That is not to say however that there can be no control or regulation of the above 'rights'. Parliamentary elections would prove unmanageable and chaotic in the absence of some form of organisation or regulatory process, but the supremacy of the Constitutional provisions and the 'rights' derived thereunder means that the regulations, devices and procedures that are put in place must necessarily safe-guard and promote those 'rights'.

Registration procedures should therefore, within the available resources, impose the least possible burden upon voters consistent with the achievement of two primary objectives namely, facilitating the enrolment of qualified voters and safe-guarding against the registration of unqualified voters.

Despite the absence of a requirement to hold a voter registration period, and perhaps seizing the opportunity to undertake an overdue nation-wide registration of voters, the respondent in the exercise of powers contained in Regulation 6(1) of the Electoral (Registration) Regulations 1991 published a general Notice in the Fiji Republic Gazette of the 3rd of April 1997:

"... calling upon every person who is duly qualified to be registered as a voter on a Parliamentary electoral roll and who is not already so registered to apply (Between April 7, 1977 and April 25, 1977) to the registration officer of the constituency in which you ordinarily reside to be registered as a voter ..."

At this stage it need only be observed that Regulation 6(2) of the Electoral (Registration) Regulations 1991 empowers the respondent, in his discretion: "(to)

allow a registration period for a particular constituency only"; Secondly, the Notice calling for applications to register as voters was primarily aimed at qualified persons who are "not already registered" and who presumably are desirous of participating in the electoral process; and Thirdly, the respondent decided for reasons that need not concern the court at present "... to update all the electoral rolls, rather than only the Indian electoral roll for the Suva City Central Indian Constituency".

In this latter regard Section 41(4) of the 1990 Constitution relevantly provides for the election of 27 members of the House of Representatives '... from among persons who are registered on the roll of voters who are Indians', and Section 48(2)(c) clearly envisages that the 27 members of the House of Representatives elected from 'a roll of voters who are Indians' shall 'be divided into twenty seven constituencies each returning one member'. This the respondent submits, necessitated the preparation of not just one (1) roll of voters for the Suva City Constituency but twenty seven (27) rolls of 'voters who are Indians'. I cannot agree.

In the face of the Writ and the clear wording of Regulation 6(2) of the Electoral (Registration) Regulations 1991, the submission must, at best, be of doubtful merit.

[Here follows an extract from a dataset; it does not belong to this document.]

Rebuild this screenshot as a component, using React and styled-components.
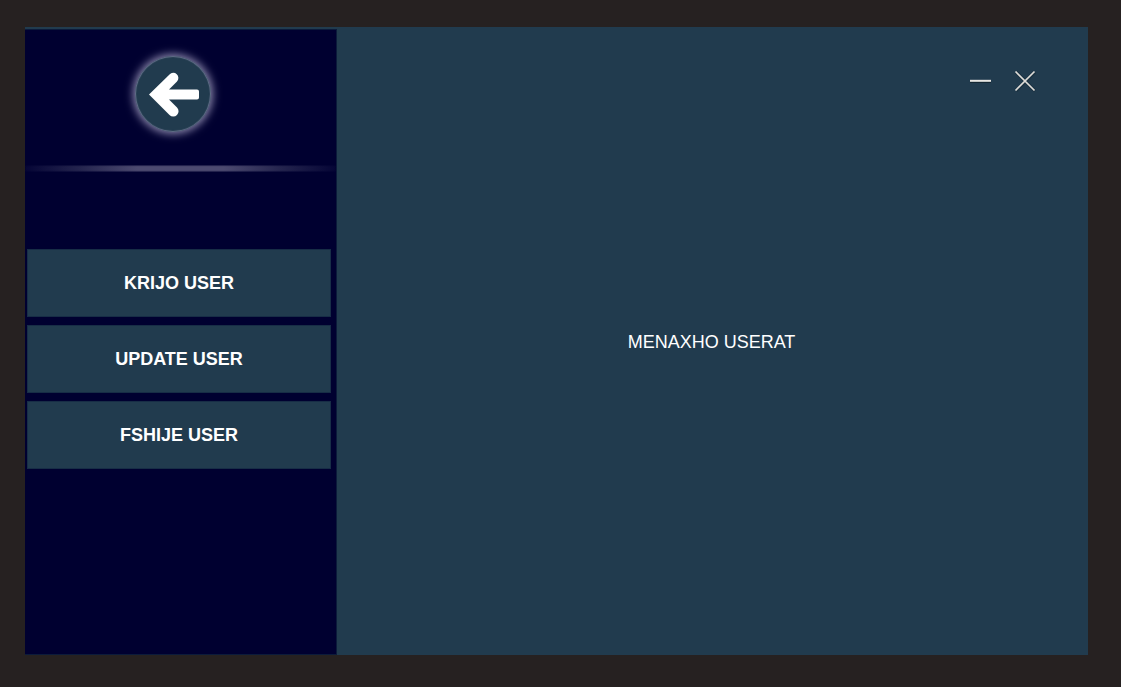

Furthermore having regard to the qualification of an 'objector' under Regulation 24(2) of the Electoral (Registration) Regulations 1991 namely, that "(his) name appears on an electoral roll", by parity of reasoning a similar argument could be mounted that all rolls would need to be printed for every by-election. That cannot be right.

The decision of the respondent "... to update all the electoral rolls" numbering a total of 52 as opposed to the single roll necessitated by the Writ, is significant.

The applicant who is an aspiring National Federation Party candidate for the seat left vacant by the death of Mr. Harilal Patel deposed:

"... on the 9th day of June, 1997 I went to the Office of the Supervisor of Elections to ensure that my name was on the roll. After checking the rolls I discovered that my name was not on the roll."

Quite plainly the applicant, not being 'registered on the roll of voters who are Indians', was neither qualified to be nominated as a candidate for the Suva City Constituency [See: Regulation 13(1) of the Electoral (Conduct of Elections) Regulations 1992] nor could he have been elected to fill the vacant seat.

By this time too, the advertised registration period for voters had been closed 5 weeks earlier and provisional rolls had already been sent to the Government Printer for printing.

Undeterred, the applicant on the respondent's advice, completed an application for registration as a voter form seeking thereby the exercise of the respondent's discretion pursuant to the 'proviso' to Regulation 6(3) of the Electoral (Registration) Regulations 1991 which provides:

"... that all applications for registration as a voter delivered since the close of any registration period shall, unless the Supervisor otherwise decides, be dealt with in the registration period next succeeding that in which they were delivered."

(my underlining)

The underlined words are a new addition to the 'proviso' which existed in the predecessor regulation 5 of the old Electoral Regulations (Cap.4) and governed earlier parliamentary elections held under the 1970 Constitution.

In other words, under the old Electoral Regulations only those voter application forms lodged within the registration period would be entered on the rolls and any applications lodged 'out-of-time' so to speak, would be carried over and dealt with in 'the next succeeding' registration period. With the addition of the underlined words however, the Supervisor of Elections was given a discretion to entertain and enrol late applicants.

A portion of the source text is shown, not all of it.